To make the matter even worse, many people claimed that the Holy Spirit had guided them to their interpretation of the Bible. But this, with a cornucopia of conflicting interpretations to choose from, meant there were only three possibilities:

(1) Only one interpretation was correct;

(2) None of the interpretations was correct; or

(3) the Holy Spirit was schizophrenic.

The last option was obviously blasphemous. Option 2 led nowhere. And Option 1 left me in the same quandary: how do I know which one with any certainty? How could I know Christian truth beyond mere opinion?
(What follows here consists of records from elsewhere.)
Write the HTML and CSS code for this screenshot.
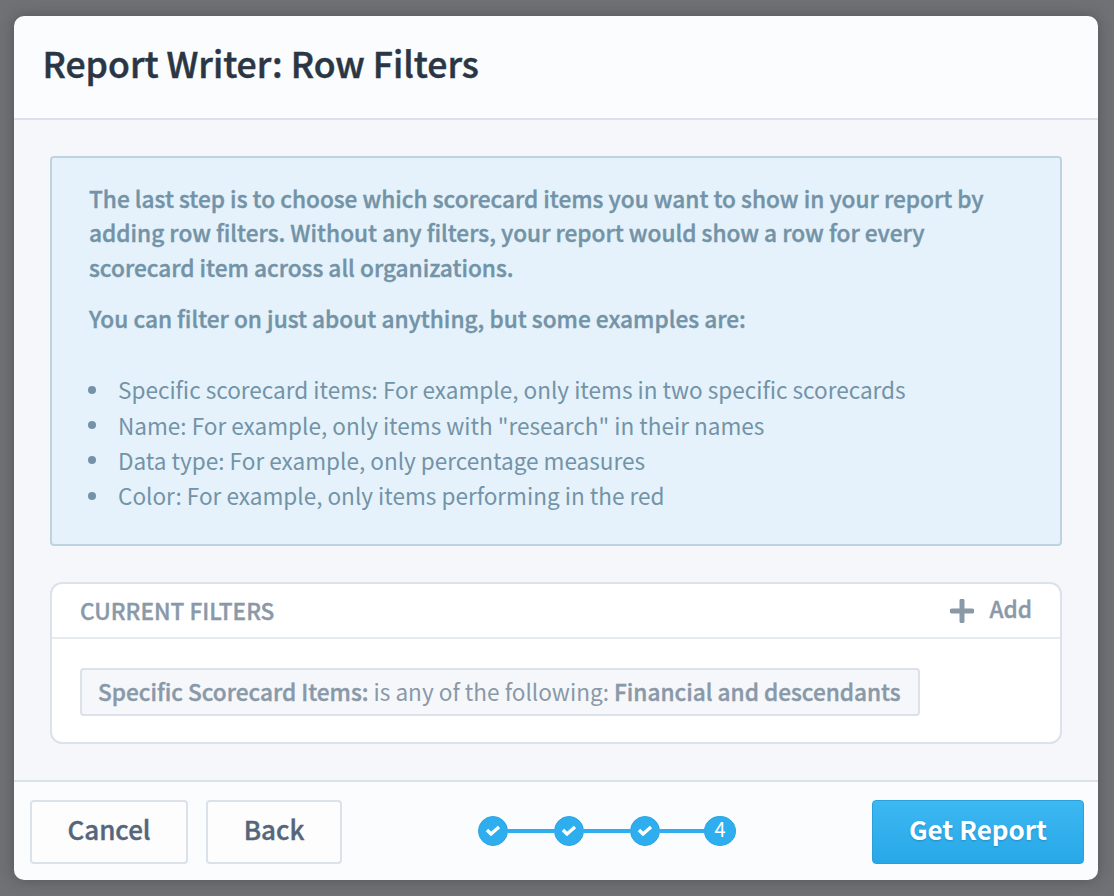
FILE: index.html
```html
<!DOCTYPE html>
<html lang="en">
<head>
<meta charset="utf-8">
<title>Report Writer: Row Filters</title>
<link rel="stylesheet" href="styles.css">
</head>
<body>
<div class="dialog">
  <header class="head"><h1>Report Writer: Row Filters</h1></header>
  <main class="content">
    <section class="info">
      <p>The last step is to choose which scorecard items you want to show in your report by adding row filters. Without any filters, your report would show a row for every scorecard item across all organizations.</p>
      <p class="sub">You can filter on just about anything, but some examples are:</p>
      <ul>
        <li>Specific scorecard items: For example, only items in two specific scorecards</li>
        <li>Name: For example, only items with "research" in their names</li>
        <li>Data type: For example, only percentage measures</li>
        <li>Color: For example, only items performing in the red</li>
      </ul>
    </section>
    <section class="filters">
      <div class="filters-head">
        <span class="filters-title">CURRENT FILTERS</span>
        <span class="add">
          <svg class="plus" width="24" height="24" viewBox="0 0 24 24"><path d="M12 2v20M2 12h20" stroke="#8a99a8" stroke-width="5" stroke-linecap="round" fill="none"/></svg>
          <span class="add-label">Add</span>
        </span>
      </div>
      <div class="filters-body">
        <span class="chip"><b>Specific Scorecard Items:</b> is any of the following: <b>Financial and descendants</b></span>
      </div>
    </section>
  </main>
  <footer class="foot">
    <div class="btns">
      <button class="btn cancel">Cancel</button>
      <button class="btn back">Back</button>
    </div>
    <div class="steps">
      <span class="dot"><svg width="18" height="14" viewBox="0 0 18 14"><path d="M3 7l4 4 8-7" stroke="#fff" stroke-width="3.4" fill="none"/></svg></span>
      <span class="line"></span>
      <span class="dot"><svg width="18" height="14" viewBox="0 0 18 14"><path d="M3 7l4 4 8-7" stroke="#fff" stroke-width="3.4" fill="none"/></svg></span>
      <span class="line"></span>
      <span class="dot"><svg width="18" height="14" viewBox="0 0 18 14"><path d="M3 7l4 4 8-7" stroke="#fff" stroke-width="3.4" fill="none"/></svg></span>
      <span class="line short"></span>
      <span class="dot num">4</span>
    </div>
    <button class="btn primary">Get Report</button>
  </footer>
</div>
</body>
</html>
```
FILE: styles.css
```css
* { box-sizing: border-box; }
html, body { height: 100%; }
body {
  margin: 0;
  padding: 16px 16px 16px 14px;
  background: #6f7174;
  font-family: "Noto Sans CJK SC", "Noto Sans", sans-serif;
  overflow: hidden;
}
.dialog {
  width: 1084px;
  height: 864px;
  border-radius: 10px;
  overflow: hidden;
  background: #fbfcfe;
  display: flex;
  flex-direction: column;
  box-shadow: 0 0 14px rgba(50, 52, 56, .45);
}
.head {
  height: 104px;
  border-bottom: 2px solid #dbe2ea;
  padding: 0 28.5px;
  display: flex;
  align-items: center;
}
.head h1 {
  margin: 0 0 9px;
  font-size: 35.6px;
  line-height: 44px;
  font-weight: 500;
  -webkit-text-stroke: .5px #2a3644;
  color: #2a3644;
}
.content {
  flex: 1;
  background: #f5f7fb;
  padding: 36px;
  display: flex;
  flex-direction: column;
  gap: 36px;
}
.info {
  height: 390px;
  background: #e5f2fb;
  border: 2px solid #bdd3e0;
  border-radius: 4px;
  padding: 24px 37px;
  color: #7393a7;
  font-size: 22.55px;
  line-height: 34.3px;
}
.info p {
  margin: 0;
  font-size: 22.65px;
  font-weight: 500;
  -webkit-text-stroke: .4px #7393a7;
}
.info .sub { margin-top: 17.4px; }
.info ul {
  margin: 35.8px 0 0;
  padding: 0;
  list-style: none;
  line-height: 35.2px;
}
.info li { display: flex; align-items: center; gap: 22px; margin-left: -1px; }
.info li::before {
  content: "";
  flex: none;
  width: 8px;
  height: 8px;
  border-radius: 50%;
  background: #7393a7;
}
.filters {
  height: 162px;
  background: #fff;
  border: 2px solid #dbe2ea;
  border-radius: 12px;
}
.filters-head {
  height: 55px;
  border-bottom: 2px solid #e6ebf0;
  padding: 0 28px;
  display: flex;
  justify-content: space-between;
  align-items: center;
  color: #8a99a8;
  font-size: 22.6px;
  font-weight: 500;
  -webkit-text-stroke: .4px #8a99a8;
}
.filters-title { margin-top: -1px; }
.add { display: flex; align-items: center; gap: 15px; }
.add-label { margin-top: -4px; }
.plus { display: block; margin-left: -2px; }
.filters-body { padding: 29px 28px; }
.chip {
  display: inline-block;
  height: 48px;
  line-height: 43px;
  padding: 0 17px 0 16px;
  background: #f5f7fb;
  border: 2px solid #dbe2ea;
  border-radius: 4px;
  color: #8a99a8;
  font-size: 22.6px;
}
.chip b { font-weight: 500; -webkit-text-stroke: .4px #8a99a8; }
.foot {
  height: 100px;
  border-top: 2px solid #dbe2ea;
  padding: 2px 14px 0 16px;
  display: flex;
  justify-content: space-between;
  align-items: center;
}
.btns { display: flex; gap: 18px; }
.btn {
  height: 64px;
  font-family: inherit;
  font-size: 26px;
  line-height: 30px;
  padding: 0 0 6px;
  font-weight: 500;
  -webkit-text-stroke: .4px #55667a;
  border-radius: 4px;
  background: #fdfdfe;
  border: 2px solid #dbe2ea;
  color: #55667a;
}
.cancel { width: 158px; }
.back { width: 136px; }
.primary {
  width: 212px;
  background: linear-gradient(#3cb8f2, #28a8e8);
  border: 1px solid #2a9fd8;
  color: #fff;
  font-weight: 700;
  -webkit-text-stroke: 0;
  text-shadow: 0 1px 2px rgba(20, 90, 140, .4);
}
.steps { display: flex; align-items: center; margin-top: -2px; }
.dot {
  width: 30px;
  height: 30px;
  border-radius: 50%;
  background: #2eaeee;
  border: 1px solid #2ba5e2;
  color: #fff;
  display: flex;
  align-items: center;
  justify-content: center;
  font-size: 20px;
  line-height: 22px;
}
.dot svg { display: block; margin-top: -2px; }
.dot.num { width: 32px; padding-bottom: 4px; }
.line { width: 46px; height: 4px; background: #2eaeee; }
.line.short { width: 44px; }
```
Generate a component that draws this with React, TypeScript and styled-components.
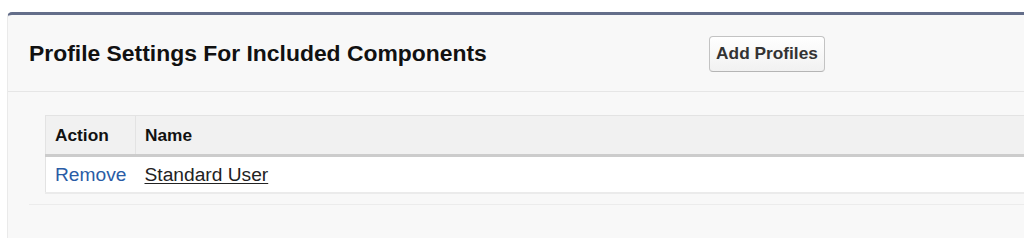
import React from "react";
import styled, { createGlobalStyle } from "styled-components";

const GlobalStyle = createGlobalStyle`
  html, body {
    margin: 0;
    padding: 0;
    background: #ffffff;
    overflow: hidden;
    font-family: "Liberation Sans", Arial, Helvetica, sans-serif;
  }
`;

const Page = styled.div`
  padding: 12px 0 0 7px;
  height: 238px;
  box-sizing: border-box;
`;

const Panel = styled.section`
  margin-right: -20px;
  height: 226px;
  box-sizing: border-box;
  background: #f8f8f8;
  border-top: 3px solid #646e8a;
  border-left: 1px solid #eaeaea;
  border-radius: 5px 0 0 0;
`;

const PanelHeader = styled.div`
  display: flex;
  align-items: center;
  height: 77px;
  padding: 1px 0 0 21px;
  box-sizing: border-box;
  border-bottom: 1px solid #e6e6e6;
`;

const Title = styled.h2`
  margin: 0;
  width: 680px;
  font-size: 22.9px;
  font-weight: bold;
  color: #111;
`;

const Button = styled.button`
  box-sizing: border-box;
  height: 36px;
  width: 116px;
  padding: 0;
  font-family: inherit;
  font-size: 17.3px;
  font-weight: bold;
  color: #333;
  background: linear-gradient(#ffffff, #f1f1f1);
  border: 1px solid #c3c3c3;
  border-bottom-color: #b5b5b5;
  border-radius: 4px;
  cursor: pointer;
`;

const PanelBody = styled.div`
  padding: 23px 0 0 37px;
`;

const Table = styled.table`
  width: 100%;
  border-collapse: collapse;
  background: #ffffff;
  border: 1px solid #e3e3e3;
  border-right: none;
`;

const HeadCell = styled.th<{ $width?: number }>`
  width: ${(p) => (p.$width ? `${p.$width}px` : "auto")};
  height: 40px;
  padding: 1px 0 0 9px;
  box-sizing: border-box;
  text-align: left;
  font-size: 17.3px;
  font-weight: bold;
  color: #111;
  background: #f1f1f1;
  border-bottom: 3px solid #cccccc;
  border-right: 1px solid #e3e3e3;
`;

const Cell = styled.td`
  height: 37px;
  padding: 1px 0 0 9px;
  box-sizing: border-box;
  font-size: 19.2px;
  color: #222;
  border-bottom: 2px solid #ebebeb;
  white-space: nowrap;
`;

const ActionLink = styled.a`
  color: #2a5ca6;
  text-decoration: none;
`;

const NameLink = styled.a`
  color: #222;
  text-decoration: underline;
  text-underline-offset: 2px;
`;

const PanelFooter = styled.div`
  margin: 10px 0 0 21px;
  border-top: 1px solid #ececec;
`;

export default function App() {
  return (
    <>
      <GlobalStyle />
      <Page>
        <Panel>
          <PanelHeader>
            <Title>Profile Settings For Included Components</Title>
            <Button type="button">Add Profiles</Button>
          </PanelHeader>
          <PanelBody>
            <Table>
              <thead>
                <tr>
                  <HeadCell $width={90}>Action</HeadCell>
                  <HeadCell>Name</HeadCell>
                </tr>
              </thead>
              <tbody>
                <tr>
                  <Cell>
                    <ActionLink href="#">Remove</ActionLink>
                  </Cell>
                  <Cell>
                    <NameLink href="#">Standard User</NameLink>
                  </Cell>
                </tr>
              </tbody>
            </Table>
          </PanelBody>
          <PanelFooter />
        </Panel>
      </Page>
    </>
  );
}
If faith was a “yes” to God—but I couldn’t know for sure what exactly God had said, or required of me—then how could I say “yes”?

Conclusion

I was haunted by questions such as these for more than a decade before I read a single word by a Catholic.  But my love of the Bible, my burning desire to understand it, my inability to make sense of so much of it within a protestant framework, alongside the appeals made to it as the authority undergirding wildly divergent and contradictory theologies, compelled me to dig deeper.

That dig is, of course, the subject of this blog series.